§ GIVEN ENTRIES

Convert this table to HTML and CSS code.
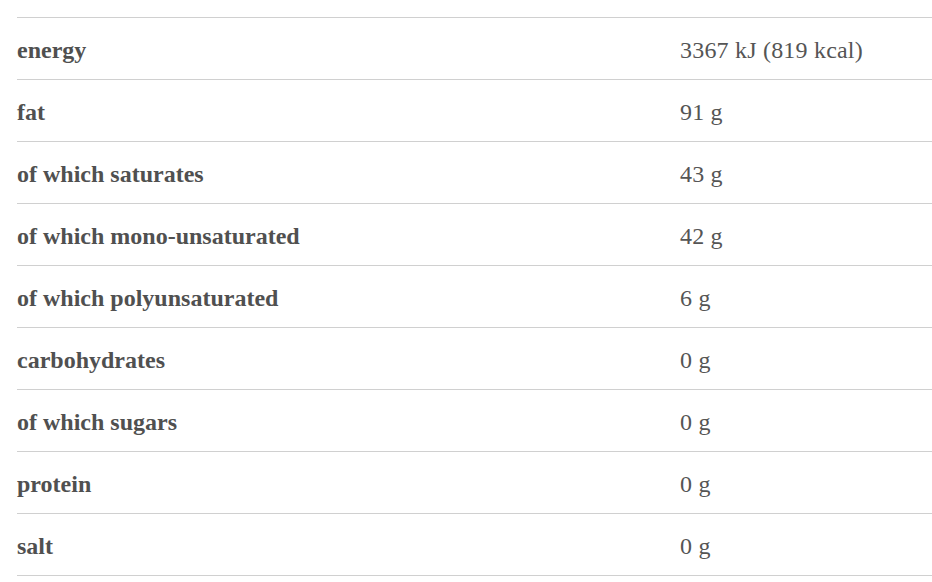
* * *
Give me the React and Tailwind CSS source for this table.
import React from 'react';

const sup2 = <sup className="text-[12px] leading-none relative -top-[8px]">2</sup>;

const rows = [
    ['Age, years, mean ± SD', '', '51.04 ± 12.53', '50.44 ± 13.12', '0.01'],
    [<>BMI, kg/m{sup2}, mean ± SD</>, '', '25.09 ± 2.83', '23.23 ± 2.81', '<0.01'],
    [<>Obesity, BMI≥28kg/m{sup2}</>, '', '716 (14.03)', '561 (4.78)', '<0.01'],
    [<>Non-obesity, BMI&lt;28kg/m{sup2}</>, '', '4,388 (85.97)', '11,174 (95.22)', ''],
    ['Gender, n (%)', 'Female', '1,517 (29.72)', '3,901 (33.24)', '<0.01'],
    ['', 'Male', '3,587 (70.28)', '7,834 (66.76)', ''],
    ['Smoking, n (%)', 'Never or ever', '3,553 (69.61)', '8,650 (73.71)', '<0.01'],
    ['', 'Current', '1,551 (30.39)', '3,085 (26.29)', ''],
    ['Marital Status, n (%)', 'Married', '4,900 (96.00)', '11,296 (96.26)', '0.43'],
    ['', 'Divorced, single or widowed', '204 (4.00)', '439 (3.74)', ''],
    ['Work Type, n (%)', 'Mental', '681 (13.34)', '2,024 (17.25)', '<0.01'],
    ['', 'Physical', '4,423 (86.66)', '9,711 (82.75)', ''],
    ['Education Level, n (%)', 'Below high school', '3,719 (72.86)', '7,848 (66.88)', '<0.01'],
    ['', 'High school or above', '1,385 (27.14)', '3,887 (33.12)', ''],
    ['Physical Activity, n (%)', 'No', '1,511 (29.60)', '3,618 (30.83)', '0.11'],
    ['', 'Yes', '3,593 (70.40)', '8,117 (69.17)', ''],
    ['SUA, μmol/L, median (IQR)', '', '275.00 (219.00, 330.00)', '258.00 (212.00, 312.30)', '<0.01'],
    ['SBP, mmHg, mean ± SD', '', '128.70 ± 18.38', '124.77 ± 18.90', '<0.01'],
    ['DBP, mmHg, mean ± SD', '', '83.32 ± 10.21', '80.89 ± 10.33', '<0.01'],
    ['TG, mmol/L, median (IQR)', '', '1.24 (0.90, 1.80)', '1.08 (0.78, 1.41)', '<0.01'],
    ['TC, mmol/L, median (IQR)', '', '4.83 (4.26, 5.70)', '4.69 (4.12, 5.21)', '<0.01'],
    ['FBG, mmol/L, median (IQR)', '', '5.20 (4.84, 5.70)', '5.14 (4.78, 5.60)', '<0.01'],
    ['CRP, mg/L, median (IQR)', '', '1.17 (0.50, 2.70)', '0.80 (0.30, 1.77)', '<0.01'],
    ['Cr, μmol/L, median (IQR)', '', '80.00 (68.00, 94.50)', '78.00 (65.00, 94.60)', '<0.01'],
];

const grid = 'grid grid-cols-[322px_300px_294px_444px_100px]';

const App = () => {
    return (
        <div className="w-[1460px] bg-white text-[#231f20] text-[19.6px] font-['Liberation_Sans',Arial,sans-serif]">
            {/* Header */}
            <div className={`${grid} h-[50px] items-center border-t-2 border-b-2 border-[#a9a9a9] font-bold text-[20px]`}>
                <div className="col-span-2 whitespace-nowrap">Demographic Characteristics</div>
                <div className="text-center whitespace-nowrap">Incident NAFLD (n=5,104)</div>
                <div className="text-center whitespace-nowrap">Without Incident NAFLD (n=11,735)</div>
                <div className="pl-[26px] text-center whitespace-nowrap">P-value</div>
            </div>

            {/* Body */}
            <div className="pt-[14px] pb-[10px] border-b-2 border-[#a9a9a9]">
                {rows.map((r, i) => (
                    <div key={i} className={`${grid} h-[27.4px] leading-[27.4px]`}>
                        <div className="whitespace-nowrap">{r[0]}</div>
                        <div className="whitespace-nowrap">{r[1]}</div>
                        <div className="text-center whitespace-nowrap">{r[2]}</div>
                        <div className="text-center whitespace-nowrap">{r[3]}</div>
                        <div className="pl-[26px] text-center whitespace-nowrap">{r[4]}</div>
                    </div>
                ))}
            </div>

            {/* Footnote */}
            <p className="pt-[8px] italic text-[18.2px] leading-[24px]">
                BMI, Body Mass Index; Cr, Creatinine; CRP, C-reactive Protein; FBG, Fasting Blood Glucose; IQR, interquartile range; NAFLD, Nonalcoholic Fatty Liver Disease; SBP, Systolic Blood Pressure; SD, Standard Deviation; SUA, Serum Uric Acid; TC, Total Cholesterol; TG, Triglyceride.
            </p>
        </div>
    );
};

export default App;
...
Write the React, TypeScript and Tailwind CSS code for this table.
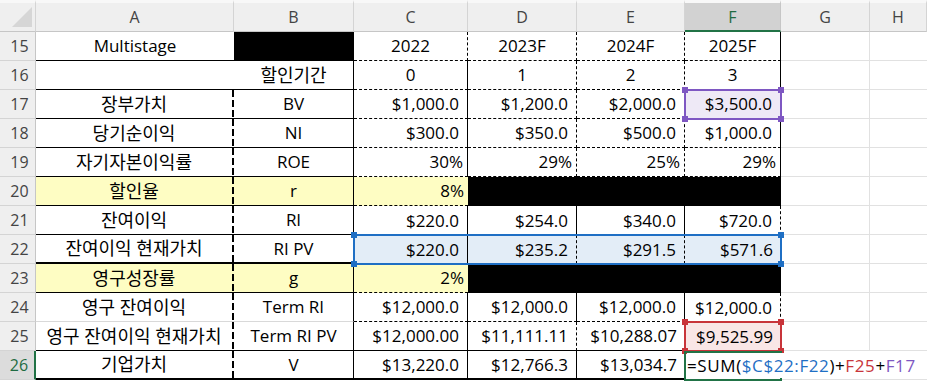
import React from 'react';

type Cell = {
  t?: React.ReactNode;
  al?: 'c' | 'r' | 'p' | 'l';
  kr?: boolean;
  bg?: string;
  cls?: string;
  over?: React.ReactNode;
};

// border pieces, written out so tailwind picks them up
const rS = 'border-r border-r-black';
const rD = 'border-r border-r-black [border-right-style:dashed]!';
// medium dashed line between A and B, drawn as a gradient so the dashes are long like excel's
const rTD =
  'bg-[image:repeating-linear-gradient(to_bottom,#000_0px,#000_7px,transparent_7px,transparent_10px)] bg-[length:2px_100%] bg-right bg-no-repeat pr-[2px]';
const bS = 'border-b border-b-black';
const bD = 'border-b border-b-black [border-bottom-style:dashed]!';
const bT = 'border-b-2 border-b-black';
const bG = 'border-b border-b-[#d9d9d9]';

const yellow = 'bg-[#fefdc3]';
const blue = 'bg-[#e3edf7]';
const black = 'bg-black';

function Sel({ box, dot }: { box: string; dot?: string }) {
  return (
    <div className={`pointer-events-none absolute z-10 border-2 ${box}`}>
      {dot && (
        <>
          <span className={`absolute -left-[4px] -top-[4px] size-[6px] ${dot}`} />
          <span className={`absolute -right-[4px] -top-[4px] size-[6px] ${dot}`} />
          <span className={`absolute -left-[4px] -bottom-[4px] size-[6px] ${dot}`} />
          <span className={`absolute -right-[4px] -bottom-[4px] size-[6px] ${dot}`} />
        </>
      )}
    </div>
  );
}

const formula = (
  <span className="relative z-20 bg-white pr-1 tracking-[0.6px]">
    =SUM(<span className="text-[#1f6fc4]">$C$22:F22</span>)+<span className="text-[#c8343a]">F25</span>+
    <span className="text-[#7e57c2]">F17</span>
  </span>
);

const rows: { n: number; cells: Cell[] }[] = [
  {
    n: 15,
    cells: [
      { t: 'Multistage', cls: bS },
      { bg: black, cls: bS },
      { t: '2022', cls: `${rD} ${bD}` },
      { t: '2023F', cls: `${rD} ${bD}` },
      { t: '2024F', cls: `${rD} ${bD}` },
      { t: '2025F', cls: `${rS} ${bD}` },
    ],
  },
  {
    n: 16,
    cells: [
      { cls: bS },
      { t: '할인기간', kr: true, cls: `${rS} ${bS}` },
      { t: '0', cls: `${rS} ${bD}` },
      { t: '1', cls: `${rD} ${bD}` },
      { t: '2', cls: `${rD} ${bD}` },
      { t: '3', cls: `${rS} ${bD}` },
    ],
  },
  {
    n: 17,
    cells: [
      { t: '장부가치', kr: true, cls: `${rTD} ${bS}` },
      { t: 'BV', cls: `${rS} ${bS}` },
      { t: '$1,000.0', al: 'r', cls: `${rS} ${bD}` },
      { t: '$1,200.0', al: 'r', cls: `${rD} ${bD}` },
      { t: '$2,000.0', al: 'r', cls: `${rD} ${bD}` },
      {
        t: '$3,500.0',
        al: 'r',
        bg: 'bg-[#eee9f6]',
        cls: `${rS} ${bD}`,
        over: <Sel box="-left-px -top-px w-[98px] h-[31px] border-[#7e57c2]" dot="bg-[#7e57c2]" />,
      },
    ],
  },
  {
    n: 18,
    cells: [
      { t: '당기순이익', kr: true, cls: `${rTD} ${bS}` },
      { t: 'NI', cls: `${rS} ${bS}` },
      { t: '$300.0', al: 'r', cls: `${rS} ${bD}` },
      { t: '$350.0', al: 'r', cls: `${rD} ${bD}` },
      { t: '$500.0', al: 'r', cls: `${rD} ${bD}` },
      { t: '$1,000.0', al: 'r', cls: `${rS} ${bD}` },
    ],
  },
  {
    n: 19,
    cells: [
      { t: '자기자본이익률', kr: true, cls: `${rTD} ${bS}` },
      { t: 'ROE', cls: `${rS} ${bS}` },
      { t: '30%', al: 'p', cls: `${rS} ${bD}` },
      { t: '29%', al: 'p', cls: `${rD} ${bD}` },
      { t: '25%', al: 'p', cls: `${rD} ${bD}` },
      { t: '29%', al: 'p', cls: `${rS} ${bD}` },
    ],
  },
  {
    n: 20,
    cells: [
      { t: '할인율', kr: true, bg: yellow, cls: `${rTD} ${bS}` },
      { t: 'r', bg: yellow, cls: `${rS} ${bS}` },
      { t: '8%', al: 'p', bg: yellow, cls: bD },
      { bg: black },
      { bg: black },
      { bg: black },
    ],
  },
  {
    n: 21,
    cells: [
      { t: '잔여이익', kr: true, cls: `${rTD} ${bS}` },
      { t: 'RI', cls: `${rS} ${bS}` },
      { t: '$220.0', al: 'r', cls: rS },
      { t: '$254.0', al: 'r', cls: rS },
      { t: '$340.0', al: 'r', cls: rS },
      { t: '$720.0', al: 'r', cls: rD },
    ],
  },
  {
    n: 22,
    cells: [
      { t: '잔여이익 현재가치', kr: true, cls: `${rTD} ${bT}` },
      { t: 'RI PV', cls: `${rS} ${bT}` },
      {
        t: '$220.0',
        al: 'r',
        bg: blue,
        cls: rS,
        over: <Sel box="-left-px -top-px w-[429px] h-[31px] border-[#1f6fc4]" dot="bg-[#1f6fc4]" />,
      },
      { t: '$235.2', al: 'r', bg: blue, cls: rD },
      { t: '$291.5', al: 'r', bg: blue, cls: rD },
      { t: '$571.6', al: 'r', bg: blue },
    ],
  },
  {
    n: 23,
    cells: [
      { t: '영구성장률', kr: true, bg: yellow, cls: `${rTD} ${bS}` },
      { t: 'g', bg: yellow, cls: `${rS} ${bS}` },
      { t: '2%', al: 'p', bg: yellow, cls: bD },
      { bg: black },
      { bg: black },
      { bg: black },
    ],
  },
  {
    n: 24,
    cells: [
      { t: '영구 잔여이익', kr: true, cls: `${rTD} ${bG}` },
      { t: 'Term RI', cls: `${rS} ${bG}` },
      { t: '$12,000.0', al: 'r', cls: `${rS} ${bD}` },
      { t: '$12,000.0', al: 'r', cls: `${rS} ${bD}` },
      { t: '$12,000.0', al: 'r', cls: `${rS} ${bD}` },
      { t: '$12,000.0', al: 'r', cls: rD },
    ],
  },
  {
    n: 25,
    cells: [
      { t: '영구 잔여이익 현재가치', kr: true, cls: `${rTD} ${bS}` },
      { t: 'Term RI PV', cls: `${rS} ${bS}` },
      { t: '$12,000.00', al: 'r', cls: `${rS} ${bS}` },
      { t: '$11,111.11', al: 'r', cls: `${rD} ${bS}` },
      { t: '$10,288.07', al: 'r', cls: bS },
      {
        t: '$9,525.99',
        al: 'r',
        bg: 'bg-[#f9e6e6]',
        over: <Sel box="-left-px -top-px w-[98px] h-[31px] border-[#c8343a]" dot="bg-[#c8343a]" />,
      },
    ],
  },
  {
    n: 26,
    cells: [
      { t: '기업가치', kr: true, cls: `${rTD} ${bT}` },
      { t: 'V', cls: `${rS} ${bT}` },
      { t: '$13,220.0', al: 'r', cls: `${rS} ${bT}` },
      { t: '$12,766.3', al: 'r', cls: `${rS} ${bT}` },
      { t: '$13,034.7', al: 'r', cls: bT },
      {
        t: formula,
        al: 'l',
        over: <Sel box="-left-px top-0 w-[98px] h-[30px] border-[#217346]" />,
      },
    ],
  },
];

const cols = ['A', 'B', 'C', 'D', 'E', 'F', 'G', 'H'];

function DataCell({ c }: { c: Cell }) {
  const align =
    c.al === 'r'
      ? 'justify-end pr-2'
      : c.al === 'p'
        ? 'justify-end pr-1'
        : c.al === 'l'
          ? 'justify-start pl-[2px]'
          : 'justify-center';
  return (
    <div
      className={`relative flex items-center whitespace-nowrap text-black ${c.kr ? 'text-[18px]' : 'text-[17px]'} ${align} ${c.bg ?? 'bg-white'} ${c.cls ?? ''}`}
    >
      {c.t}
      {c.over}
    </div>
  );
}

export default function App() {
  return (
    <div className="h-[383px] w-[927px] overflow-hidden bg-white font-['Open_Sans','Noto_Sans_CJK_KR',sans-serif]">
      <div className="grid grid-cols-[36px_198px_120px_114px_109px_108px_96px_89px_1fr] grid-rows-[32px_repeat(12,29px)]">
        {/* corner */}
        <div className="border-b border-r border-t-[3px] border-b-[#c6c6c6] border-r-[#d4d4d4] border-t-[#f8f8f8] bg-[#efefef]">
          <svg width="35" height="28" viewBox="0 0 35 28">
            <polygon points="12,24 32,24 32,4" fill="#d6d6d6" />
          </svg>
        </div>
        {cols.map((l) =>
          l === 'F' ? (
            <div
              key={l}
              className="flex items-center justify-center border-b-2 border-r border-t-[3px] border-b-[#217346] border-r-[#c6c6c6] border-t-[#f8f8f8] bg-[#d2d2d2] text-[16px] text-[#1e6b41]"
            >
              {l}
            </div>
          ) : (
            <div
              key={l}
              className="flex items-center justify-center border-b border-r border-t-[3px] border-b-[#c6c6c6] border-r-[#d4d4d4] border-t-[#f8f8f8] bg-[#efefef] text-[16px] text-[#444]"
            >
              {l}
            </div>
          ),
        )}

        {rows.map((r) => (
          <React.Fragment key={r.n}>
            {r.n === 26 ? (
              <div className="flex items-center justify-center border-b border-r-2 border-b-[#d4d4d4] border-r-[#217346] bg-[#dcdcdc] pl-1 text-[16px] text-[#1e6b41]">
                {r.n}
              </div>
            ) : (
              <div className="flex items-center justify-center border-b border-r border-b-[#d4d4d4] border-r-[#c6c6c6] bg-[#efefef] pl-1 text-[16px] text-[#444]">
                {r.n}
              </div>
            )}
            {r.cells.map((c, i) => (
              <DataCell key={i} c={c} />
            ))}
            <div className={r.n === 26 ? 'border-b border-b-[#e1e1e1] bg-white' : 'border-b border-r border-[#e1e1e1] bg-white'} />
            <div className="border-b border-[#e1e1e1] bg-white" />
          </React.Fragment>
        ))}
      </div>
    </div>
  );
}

§ WORK TO COMPLETE
Output only the lines from the one containing "Give me the" through the one containing "const sup2 = <sup", inclusive, exactly as written.

§ FINAL RESULT
Give me the React and Tailwind CSS source for this table.
import React from 'react';

const sup2 = <sup className="text-[12px] leading-none relative -top-[8px]">2</sup>;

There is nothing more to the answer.